Why Does This Case Matter?
This case is significant for practitioners because it demonstrates how Singapore courts approach entrenched contractual arrangements embedded into a company’s constitution—particularly where those arrangements arise from private family settlements rather than from ordinary commercial negotiations. The court’s willingness to consider implied limitations on a director’s contractual veto underscores that contractual discretion in a corporate setting is not exercised in a vacuum; it is constrained by company law principles and directors’ fiduciary obligations.
For corporate governance, the case highlights the statutory allocation of powers between directors and shareholders under s 157A of the Companies Act. It also illustrates the practical difficulties that arise when a company’s internal structure and constitutional documents allow a director to block board action, yet the company must still be able to enforce claims. The decision provides guidance on how shareholder resolutions may be used to overcome procedural deadlocks in closely held companies.

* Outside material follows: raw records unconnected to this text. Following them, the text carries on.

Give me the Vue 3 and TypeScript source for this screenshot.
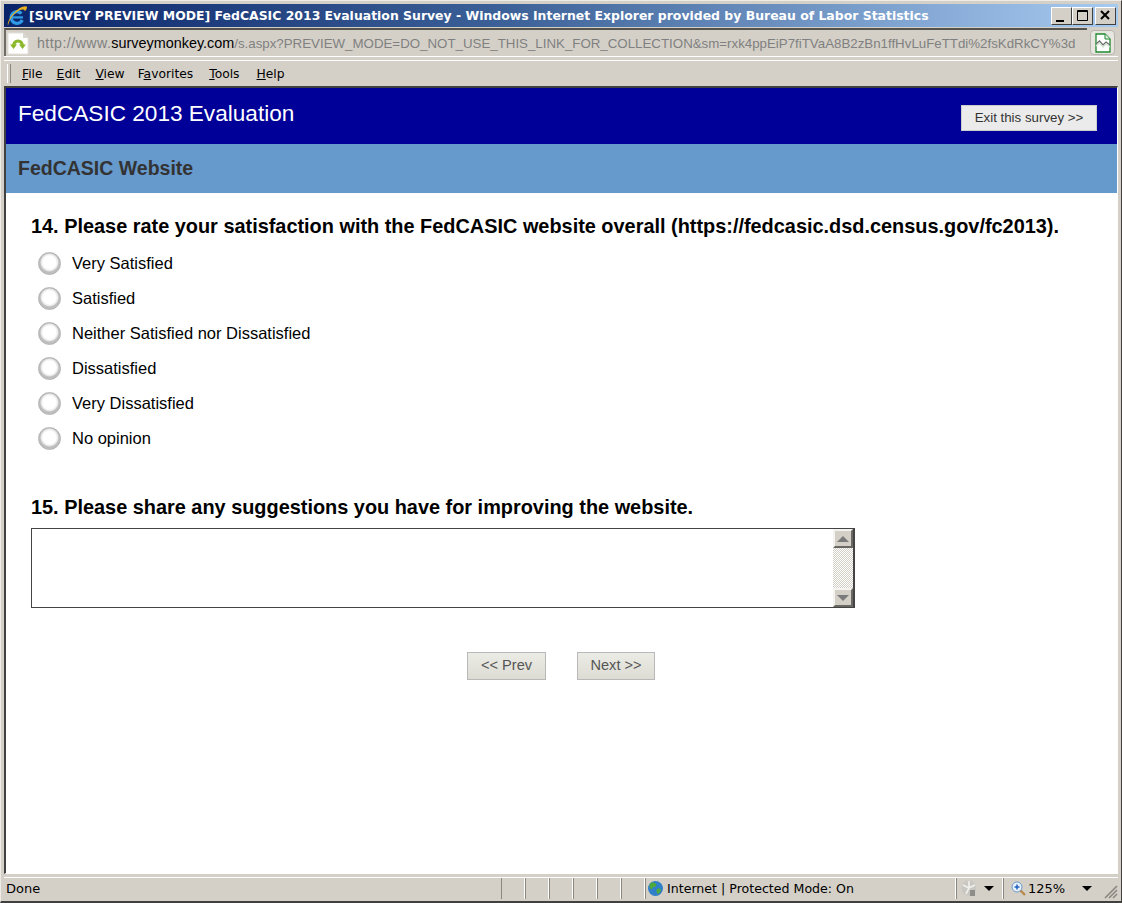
<template>
  <div class="window">
    <header class="titlebar">
      <svg class="ie-logo" width="22" height="22" viewBox="0 0 22 22">
        <circle cx="11" cy="12.500" r="5.800" fill="none" stroke="#2f9be6" stroke-width="3.400" stroke-dasharray="29 7" transform="rotate(25 11 12.500)" />
        <rect x="6" y="11.300" width="11" height="2.200" fill="#2f9be6" />
        <path d="M2 20.500C.5 17.500 6 8 13 3.500c4-2.500 7.500-3 8-1.500.3 1-.5 2.500-2 4-.6-2-3-2-5.500-.8C8 8 3.500 14 2 20.500z" fill="#e9b020" />
      </svg>
      <span class="title-text">[SURVEY PREVIEW MODE] FedCASIC 2013 Evaluation Survey - Windows Internet Explorer provided by Bureau of Labor Statistics</span>
      <div class="win-buttons">
        <button class="win-btn"><svg width="21" height="17" viewBox="0 0 21 17"><rect x="5" y="13" width="8" height="2" fill="#000" /></svg></button>
        <button class="win-btn"><svg width="21" height="17" viewBox="0 0 21 17"><path d="M5.500 3.500h10v10h-10z M5 4.500h11" fill="none" stroke="#000" /></svg></button>
        <button class="win-btn close"><svg width="21" height="17" viewBox="0 0 21 17"><path d="M6 4l8 8M14 4l-8 8" stroke="#000" stroke-width="2" /></svg></button>
      </div>
    </header>

    <div class="addressbar">
      <div class="url-field">
        <svg class="page-icon" width="22" height="23" viewBox="0 0 22 23">
          <path d="M1 1h15l5 5v16H1z" fill="#fff" stroke="#e2e0db" />
          <path d="M16 1v5h5z" fill="#d8d6d0" />
          <path d="M6.500 14c.5-3.500 2.300-5 4.500-5s4 1.500 4.500 5" fill="none" stroke="#8cb82b" stroke-width="3.200" />
          <path d="M3 12.500h7L6.500 17zM12 12.500h7L15.500 17z" fill="#8cb82b" />
        </svg>
        <span class="url"><span class="scheme">http://www.</span><span class="domain">surveymonkey.com</span><span class="dim">/s.aspx?PREVIEW_MODE=DO_NOT_USE_THIS_LINK_FOR_COLLECTION&amp;sm=rxk4ppEiP7fiTVaA8B2zBn1ffHvLuFeTTdi%2fsKdRkCY%3d</span></span>
      </div>
      <button class="compat-btn">
        <svg width="16" height="20" viewBox="0 0 16 20">
          <path d="M1 1h9l5 5v13H1z" fill="#fff" stroke="#1f8a2e" stroke-width="1.300" />
          <path d="M10 1v5h5" fill="#dff0df" stroke="#1f8a2e" />
          <path d="M1 11l3.500-3 3.500 4 3-3 4 3" fill="none" stroke="#6d6d6d" stroke-width="1.300" />
          <path d="M1 13l3.500-3 3.500 4 3-3 4 3" fill="none" stroke="#cfe6cf" stroke-width="1.300" />
        </svg>
      </button>
    </div>

    <nav class="menubar">
      <span class="grip"></span>
      <span class="menu-item file"><u>F</u>ile</span>
      <span class="menu-item"><u>E</u>dit</span>
      <span class="menu-item view"><u>V</u>iew</span>
      <span class="menu-item favorites">F<u>a</u>vorites</span>
      <span class="menu-item tools"><u>T</u>ools</span>
      <span class="menu-item"><u>H</u>elp</span>
    </nav>

    <main class="viewport">
      <div class="survey-head">
        <h1>FedCASIC 2013 Evaluation</h1>
        <button class="exit-btn">Exit this survey &gt;&gt;</button>
      </div>
      <div class="page-title">FedCASIC Website</div>

      <section class="survey-body">
        <h2>14. Please rate your satisfaction with the FedCASIC website overall (https://fedcasic.dsd.census.gov/fc2013).</h2>
        <ul class="options">
          <li v-for="opt in options" :key="opt" class="option">
            <span class="radio"></span>
            <span>{{ opt }}</span>
          </li>
        </ul>

        <h2 class="q15">15. Please share any suggestions you have for improving the website.</h2>
        <div class="textarea">
          <div class="scrollbar">
            <span class="sb-btn"><i class="tri up"></i></span>
            <span class="sb-track"></span>
            <span class="sb-btn"><i class="tri down"></i></span>
          </div>
        </div>

        <div class="nav-buttons">
          <button class="nav-btn prev">&lt;&lt; Prev</button>
          <button class="nav-btn next">Next &gt;&gt;</button>
        </div>
      </section>
    </main>

    <footer class="statusbar">
      <div class="status-text">Done</div>
      <div class="status-cell"></div>
      <div class="status-cell"></div>
      <div class="status-cell"></div>
      <div class="status-cell"></div>
      <div class="status-cell"></div>
      <div class="status-cell"></div>
      <div class="status-zone">
        <svg width="17" height="17" viewBox="0 0 17 17">
          <circle cx="8.500" cy="8.500" r="7.500" fill="#2f7fc9" />
          <path d="M4 3c2-1 4 0 5 1s0 3-2 3-1 3-3 2-2-5 0-6zM10 9c2-1 4 0 4 1s-2 4-3 4-2-4-1-5z" fill="#4fa83d" />
        </svg>
        <span>Internet | Protected Mode: On</span>
      </div>
      <div class="status-tool">
        <svg width="20" height="19" viewBox="0 0 20 19">
          <circle cx="9" cy="9" r="7.500" fill="#c9c7c1" />
          <path d="M3 6l6 3-3 6M9 2l0 7 6-3" fill="none" stroke="#f2f1ee" stroke-width="1.600" />
          <rect x="10" y="11" width="5" height="6" fill="#8f8d88" />
        </svg>
        <i class="caret"></i>
      </div>
      <div class="status-zoom">
        <svg width="15" height="15" viewBox="0 0 15 15">
          <line x1="9" y1="9" x2="14" y2="14" stroke="#b8894a" stroke-width="2.400" />
          <circle cx="6" cy="6" r="5" fill="#e8f2fb" stroke="#6f97c4" />
          <path d="M3.500 6h5M6 3.500v5" stroke="#1f5fc0" stroke-width="1.500" />
        </svg>
        <span>125%</span>
        <i class="caret zoom-caret"></i>
      </div>
      <svg class="grip-corner" width="14" height="14" viewBox="0 0 14 14">
        <path d="M13 1L1 13M13 5l-8 8M13 9l-4 4" stroke="#8a8780" stroke-width="1.600" />
      </svg>
    </footer>
  </div>
</template>

<script setup lang="ts">
const options: string[] = [
  'Very Satisfied',
  'Satisfied',
  'Neither Satisfied nor Dissatisfied',
  'Dissatisfied',
  'Very Dissatisfied',
  'No opinion',
]
</script>

<style>
html, body {
  margin: 0;
  background: #d4d0c8;
}
</style>

<style scoped>
.window {
  width: 1122px;
  height: 903px;
  box-sizing: border-box;
  background: #d4d0c8;
  border: 1px solid;
  border-color: #eeece7 #404040 #404040 #eeece7;
  border-bottom-width: 2px;
  padding: 3px 3px 2px 3px;
  display: flex;
  flex-direction: column;
  overflow: hidden;
  position: relative;
  font-family: "Liberation Sans", Arial, sans-serif;
}

.titlebar {
  height: 23px;
  flex: none;
  display: flex;
  align-items: center;
  background: linear-gradient(90deg, #0a246a 0%, #3c6198 45%, #a6caf0 100%);
  color: #fff;
}

.ie-logo {
  margin: 0 1px 0 2px;
  flex: none;
}

.title-text {
  font-family: "DejaVu Sans", sans-serif;
  font-size: 12.45px;
  font-weight: 700;
  white-space: nowrap;
  flex: 1;
  overflow: hidden;
}

.win-buttons {
  display: flex;
  margin-right: 2px;
}

.win-btn {
  width: 21px;
  height: 18px;
  padding: 0;
  background: #d4d0c8;
  border: 1px solid;
  border-color: #fff #404040 #404040 #fff;
  display: block;
}
.win-btn svg {
  display: block;
  margin: -1px;
}
.win-btn.close {
  margin-left: 2px;
}

.addressbar {
  height: 30px;
  flex: none;
  display: flex;
  border-bottom: 1px solid #fff;
  box-sizing: border-box;
}

.url-field {
  flex: 1;
  margin: 1px 3px 0 0;
  display: flex;
  align-items: center;
  border-top: 2px solid #55534e;
  border-left: 2px solid #6e6c67;
  height: 28px;
  box-sizing: border-box;
  overflow: hidden;
}

.page-icon {
  margin: 0 8px 0 1px;
  flex: none;
}

.url {
  font-size: 13.3px;
  color: #808080;
  white-space: nowrap;
}
.scheme {
  font-size: 14.2px;
  letter-spacing: 0.45px;
}
.domain {
  font-size: 14.4px;
  color: #000;
}

.compat-btn {
  width: 25px;
  height: 25px;
  margin: 3px 3px 0 0;
  padding: 0;
  background: #e8e6e1;
  border: 1px solid #b8b5ae;
  border-radius: 4px;
  display: flex;
  align-items: center;
  justify-content: center;
}

.menubar {
  height: 26px;
  margin-top: 3px;
  flex: none;
  display: flex;
  align-items: center;
  border-top: 1px solid #fff;
  box-sizing: border-box;
  font-family: "DejaVu Sans", sans-serif;
  font-size: 12.3px;
  color: #000;
  padding-left: 3px;
}

.grip {
  width: 2px;
  height: 19px;
  border-left: 1px solid #fff;
  border-right: 1px solid #8a8780;
  margin-right: 11px;
}

.menu-item {
  margin-right: 15px;
}
.menu-item.file {
  margin-right: 14px;
}
.menu-item.view {
  margin-right: 13px;
}
.menu-item.favorites {
  margin-right: 16px;
}
.menu-item.tools {
  margin-right: 17px;
}

.viewport {
  flex: 1;
  min-height: 0;
  background: #fff;
  border-top: 2px solid #404040;
  border-left: 2px solid #404040;
  border-right: 1px solid #fff;
  border-bottom: 1px solid #fff;
}

.survey-head {
  height: 56px;
  background: #000099;
  display: flex;
  justify-content: space-between;
  box-sizing: border-box;
  padding: 0 20px 0 12px;
}

.survey-head h1 {
  margin: 13px 0 0;
  font-size: 22.6px;
  line-height: 26px;
  font-weight: 400;
  color: #fff;
}

.exit-btn {
  margin-top: 17px;
  width: 136px;
  height: 26px;
  padding: 0 0 2px;
  background: #ebebeb;
  border: 1px solid #ccc;
  font-family: "Liberation Sans", sans-serif;
  font-size: 13.3px;
  color: #333;
}

.page-title {
  height: 49px;
  background: #6699cc;
  box-sizing: border-box;
  padding: 13px 0 0 12px;
  font-size: 19.5px;
  line-height: 23px;
  font-weight: 700;
  color: #333;
}

.survey-body {
  padding: 20px 0 0 25px;
  color: #000;
}

h2 {
  margin: 0;
  font-size: 19.9px;
  line-height: 26px;
  font-weight: 700;
  white-space: nowrap;
}

.options {
  list-style: none;
  margin: 7px 0 0 7px;
  padding: 0;
}

.option {
  height: 35px;
  display: flex;
  align-items: center;
  gap: 11px;
  font-size: 16.5px;
}

.radio {
  width: 23px;
  height: 23px;
  box-sizing: border-box;
  border-radius: 50%;
  border: 1px solid #b4b4b4;
  background: radial-gradient(circle closest-side at 50% 45%, #fff 68%, #e8e8e8 88%, #bebebe 100%);
  flex: none;
}

.q15 {
  margin-top: 38px;
}

.textarea {
  margin-top: 8px;
  width: 824px;
  height: 80px;
  box-sizing: border-box;
  border: 1px solid #444;
  border-right-width: 2px;
  display: flex;
  justify-content: flex-end;
}

.scrollbar {
  width: 20px;
  display: flex;
  flex-direction: column;
  background: repeating-conic-gradient(#d4d0c8 0 25%, #fff 0 50%) 0 0 / 2px 2px;
}

.sb-btn {
  height: 19px;
  flex: none;
  box-sizing: border-box;
  background: #d4d0c8;
  border: 2px solid;
  border-color: #f4f3ef #6a6862 #6a6862 #f4f3ef;
  display: flex;
  align-items: center;
  justify-content: center;
}

.sb-track {
  flex: 1;
}

.tri {
  width: 0;
  height: 0;
  border-left: 6px solid transparent;
  border-right: 6px solid transparent;
}
.tri.up {
  border-bottom: 6px solid #7a7a7a;
}
.tri.down {
  border-top: 6px solid #7a7a7a;
}

.nav-buttons {
  margin: 44px 0 0 436px;
  display: flex;
  gap: 31px;
}

.nav-btn {
  height: 28px;
  padding: 0 0 2px;
  box-sizing: border-box;
  background: linear-gradient(#ecece6, #dcdcd4);
  border: 1px solid #b8b8b8;
  font-family: "Liberation Sans", sans-serif;
  font-size: 14.6px;
  color: #555;
}
.prev {
  width: 79px;
}
.next {
  width: 78px;
}

.statusbar {
  height: 22px;
  margin-top: 3px;
  flex: none;
  display: flex;
  align-items: stretch;
  font-family: "DejaVu Sans", sans-serif;
  font-size: 12px;
  color: #000;
  position: relative;
  border-top: 1px solid #fff;
  box-sizing: border-box;
}

.status-text {
  width: 497px;
  box-sizing: border-box;
  padding: 3px 0 0 2px;
  flex: none;
  font-size: 13px;
}

.status-cell {
  width: 24px;
  flex: none;
  box-sizing: border-box;
  border-left: 1px solid #8a8780;
  border-right: 1px solid #fff;
}

.status-zone {
  width: 311px;
  flex: none;
  display: flex;
  align-items: center;
  gap: 3px;
  box-sizing: border-box;
  padding-left: 1px;
  border-left: 1px solid #8a8780;
  border-right: 1px solid #fff;
  font-size: 12.6px;
}

.status-tool {
  width: 47px;
  flex: none;
  display: flex;
  align-items: center;
  gap: 4px;
  box-sizing: border-box;
  padding-left: 3px;
  border-left: 1px solid #8a8780;
  border-right: 1px solid #fff;
}

.status-zoom {
  flex: 1;
  display: flex;
  align-items: center;
  gap: 2px;
  padding-left: 7px;
  border-left: 1px solid #8a8780;
  font-size: 13px;
}

.caret {
  width: 0;
  height: 0;
  border-left: 5px solid transparent;
  border-right: 5px solid transparent;
  border-top: 5px solid #000;
}
.zoom-caret {
  margin-left: 15px;
}

.grip-corner {
  position: absolute;
  right: 0;
  bottom: 0;
}
</style>
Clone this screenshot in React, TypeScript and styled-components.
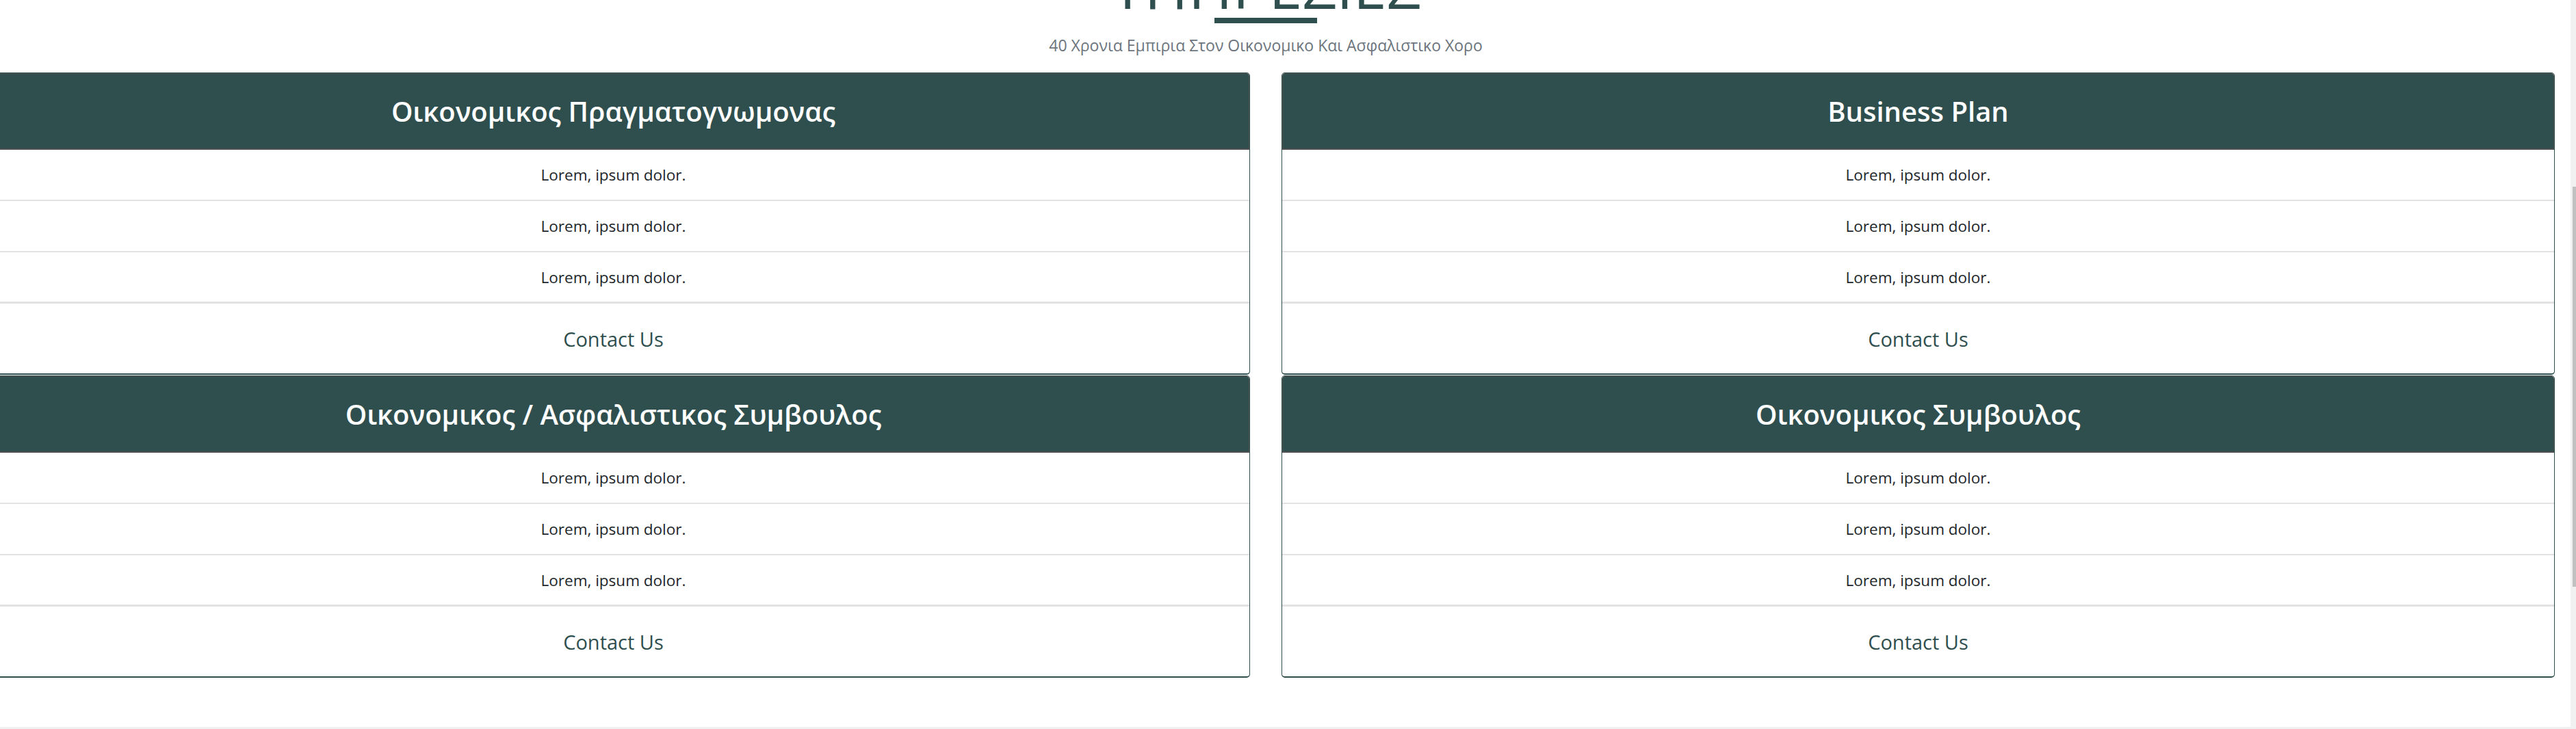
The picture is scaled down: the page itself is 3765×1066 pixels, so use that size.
import React from "react";
import styled, { createGlobalStyle } from "styled-components";

const GlobalStyle = createGlobalStyle`
  html, body {
    margin: 0;
    padding: 0;
    background: #ffffff;
    font-family: "Open Sans", "Noto Sans", "DejaVu Sans", sans-serif;
  }
  * { box-sizing: border-box; }
`;

const Page = styled.div`
  width: 3765px;
  height: 1066px;
  display: flex;
  flex-direction: column;
  overflow: hidden;
  background: #ffffff;
`;

const Viewport = styled.div`
  flex: 1;
  min-height: 0;
  display: flex;
`;

const Main = styled.main`
  flex: 1;
  min-width: 0;
  overflow: hidden;
`;

const ScrollTrack = styled.div`
  width: 8px;
  background: #f1f1f1;
  display: flex;
  flex-direction: column;
  align-items: flex-end;
`;

const ScrollThumb = styled.div`
  width: 5px;
  height: 585px;
  margin-top: 273px;
  background: #c1c1c1;
`;

const BottomTrack = styled.div`
  height: 3px;
  background: #f0f0f0;
`;

const Section = styled.section`
  width: 3768px;
  margin-left: -34px;
  display: flex;
  flex-direction: column;
  align-items: center;
`;

const Title = styled.h2`
  margin: -65px 0 0;
  font-size: 88px;
  line-height: 88px;
  font-weight: 400;
  color: #2f4f4f;
  letter-spacing: 0;
`;

const Underline = styled.div`
  width: 150px;
  height: 8px;
  margin-top: 3px;
  background: #2f4f4f;
`;

const Subtitle = styled.p`
  margin: 16px 0 0;
  font-size: 23px;
  line-height: 32px;
  color: #6c757d;
`;

const Grid = styled.div`
  width: 100%;
  margin-top: 24px;
  display: grid;
  grid-template-columns: 1861px 1861px;
  column-gap: 46px;
  row-gap: 1px;
`;

const Card = styled.article`
  display: flex;
  flex-direction: column;
  border: 1px solid #2f4f4f;
  border-bottom-width: 2px;
  border-radius: 5px;
  background: #ffffff;
  overflow: hidden;
`;

const CardHeader = styled.header`
  height: 112px;
  display: flex;
  align-items: center;
  justify-content: center;
  background: #2f4f4f;
  border: 1px solid #505050;
  border-bottom-width: 2px;
  border-radius: 4px 4px 0 0;
`;

const CardTitle = styled.h3`
  margin: 0;
  color: #ffffff;
  font-size: 40px;
  font-weight: 600;
  line-height: 1.2;
`;

const ItemList = styled.ul`
  list-style: none;
  margin: 0;
  padding: 0;
`;

const Item = styled.li<{ $last?: boolean }>`
  height: 75px;
  display: flex;
  align-items: center;
  justify-content: center;
  border-bottom: ${(p) => (p.$last ? "3px" : "2px")} solid #e2e2e2;
  font-size: 22.5px;
  color: #212529;
`;

const Footer = styled.footer`
  height: 102px;
  display: flex;
  align-items: center;
  justify-content: center;
`;

const ContactLink = styled.a`
  font-size: 29px;
  color: #2f4f4f;
  text-decoration: none;
`;

const services = [
  "Οικονομικος Πραγματογνωμονας",
  "Business Plan",
  "Οικονομικος / Ασφαλιστικος Συμβουλος",
  "Οικονομικος Συμβουλος",
];

const items = ["Lorem, ipsum dolor.", "Lorem, ipsum dolor.", "Lorem, ipsum dolor."];

export default function App() {
  return (
    <>
      <GlobalStyle />
      <Page>
        <Viewport>
          <Main>
            <Section>
              <Title>ΥΠΗΡΕΣΙΕΣ</Title>
              <Underline />
              <Subtitle>40 Χρονια Εμπιρια Στον Οικονομικο Και Ασφαλιστικο Χορο</Subtitle>
              <Grid>
                {services.map((s) => (
                  <Card key={s}>
                    <CardHeader>
                      <CardTitle>{s}</CardTitle>
                    </CardHeader>
                    <ItemList>
                      {items.map((t, i) => (
                        <Item key={i} $last={i === items.length - 1}>
                          {t}
                        </Item>
                      ))}
                    </ItemList>
                    <Footer>
                      <ContactLink href="#">Contact Us</ContactLink>
                    </Footer>
                  </Card>
                ))}
              </Grid>
            </Section>
          </Main>
          <ScrollTrack>
            <ScrollThumb />
          </ScrollTrack>
        </Viewport>
        <BottomTrack />
      </Page>
    </>
  );
}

For drafting and dispute prevention, the case serves as a cautionary tale. A mutual approval mechanism that requires both directors to sign vouchers can create a functional deadlock, especially where the directors are also shareholders and have personal disputes. Lawyers advising family companies should consider whether such veto rights should be subject to objective criteria, time limits, dispute resolution mechanisms, or court-supervised processes to ensure that essential payments can be made and that the company’s operations are not paralysed.
Legislation Referenced
- Companies Act (Cap 50, 2006 Rev Ed), including s 157A
- Companies Act, Fourth Schedule to the Companies Act
- Australian Corporations Act 2001 (as referenced in the judgment)
Cases Cited
- [2013] SGHC 274
- [2014] SGHC 192
- [2015] SGCA 40
Source Documents
This article analyses [2014] SGHC 192 for legal research and educational purposes. It does not constitute legal advice. Readers should consult the full judgment for the Court's complete reasoning.